LONDON (Reuters) - A rare original charter from the reign of King John, complete with its royal seal, has been discovered by chance in County Durham northern England.
Dated 26 March 1200, exactly 819 years ago, the charter was issued in the city of York and confirms the transfer of ownership of two hamlets in Durham.
Fewer than a dozen original charters are known to have survived from the first year of King John’s reign.
It was carefully prepared and written in what is known as a court hand, likely belonging to a professional scribe, who might have been a member of the King’s government department or Chancery.
The discovery was made by Benjamin Pohl, a Senior Lecturer at the University of Bristol.
“It’s like a portal, a window into the past that you can touch,” he said.
“Medieval charters are important not just because of the legal acts they contain, but also for what they can tell us about the society and political culture at the time,” he added. “Indeed, their issuing authorities, beneficiaries and witnesses provide a cross-section of medieval England’s ruling elites.”

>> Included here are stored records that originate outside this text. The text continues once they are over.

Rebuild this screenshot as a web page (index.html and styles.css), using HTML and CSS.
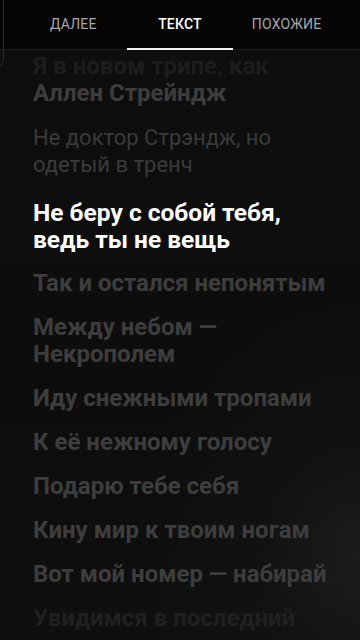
FILE: index.html
```html
<!DOCTYPE html>
<html lang="ru">
<head>
<meta charset="utf-8">
<link rel="stylesheet" href="styles.css">
</head>
<body>
<div class="screen">
  <div class="sheet-edge"></div>
  <header class="tabs">
    <div class="tab">ДАЛЕЕ</div>
    <div class="tab active">ТЕКСТ</div>
    <div class="tab">ПОХОЖИЕ</div>
  </header>
  <main class="lyrics">
    <div class="block"><span class="faded">Я в новом трипе, как</span><br>Аллен Стрейндж</div>
    <div class="block light">Не доктор Стрэндж, но<br>одетый в тренч</div>
    <div class="block current">Не беру с собой тебя,<br>ведь ты не вещь</div>
    <div class="block">Так и остался непонятым</div>
    <div class="block">Между небом —<br>Некрополем</div>
    <div class="block">Иду снежными тропами</div>
    <div class="block">К её нежному голосу</div>
    <div class="block">Подарю тебе себя</div>
    <div class="block">Кину мир к твоим ногам</div>
    <div class="block">Вот мой номер — набирай</div>
    <div class="block dim">Увидимся в последний</div>
  </main>
</div>
</body>
</html>
```
FILE: styles.css
```css
* { box-sizing: border-box; }
html, body {
  margin: 0;
  padding: 0;
  background: #0b0b0b;
}
.screen {
  position: relative;
  width: 360px;
  height: 640px;
  overflow: hidden;
  font-family: Roboto, "Noto Sans", sans-serif;
  background:
    radial-gradient(ellipse 220px 260px at 360px 560px, #1c1c1c 0%, rgba(20,20,20,0.6) 45%, rgba(14,14,14,0) 100%),
    linear-gradient(180deg, #0e0e0e 0%, #0d0d0d 60%, #0f0f0f 100%);
}
.sheet-edge {
  position: absolute;
  left: -10px;
  top: -10px;
  width: 14px;
  height: 76px;
  border: 1.5px solid #2c2c2c;
  border-radius: 0 0 6px 0;
  z-index: 3;
}
.tabs {
  position: relative;
  z-index: 2;
  height: 50px;
  display: grid;
  grid-template-columns: 1fr 1fr 1fr;
  padding: 0 20px;
  background: #050505;
  border-bottom: 1px solid #1e1e1e;
}
.tab {
  display: flex;
  align-items: center;
  justify-content: center;
  font-size: 14px;
  font-weight: 400;
  color: #a8a8a8;
  letter-spacing: 0.2px;
  padding-bottom: 2px;
}
.tab.active {
  color: #ffffff;
  font-weight: 500;
  border-bottom: 2px solid #f2f2f2;
  padding-bottom: 0;
  margin-bottom: -1px;
}
.lyrics {
  display: flex;
  flex-direction: column;
  gap: 17px;
  padding: 3px 10px 0 33px;
}
.block {
  font-size: 24px;
  line-height: 27px;
  font-weight: 700;
  color: #3d3d3d;
  white-space: nowrap;
}
.faded { color: #1d1d1d; }
.block.light { font-weight: 400; font-size: 22px; color: #3a3a3a; }
.block.current {
  color: #ffffff;
  font-size: 24.5px;
  margin-top: 4px;
}
.block.dim { color: #202020; }
```
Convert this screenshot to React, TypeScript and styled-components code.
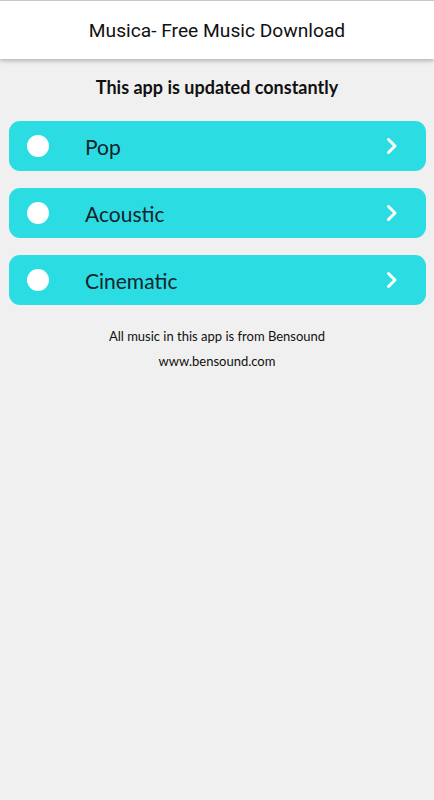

Pohl discovered the charter while carrying out unrelated research at Ushaw College Library, one of the core collections forming part of the Durham Residential Research Library, managed by Durham University.
King John, who reigned between 1199 and 1216, is best known for having signed another charter, the Magna Carta, in 1215. One of the most important manuscripts in English history, the Magna Carta is a charter of citizens’ rights curbing the arbitrary power of medieval kings which among other things guaranteed the right to a fair trial.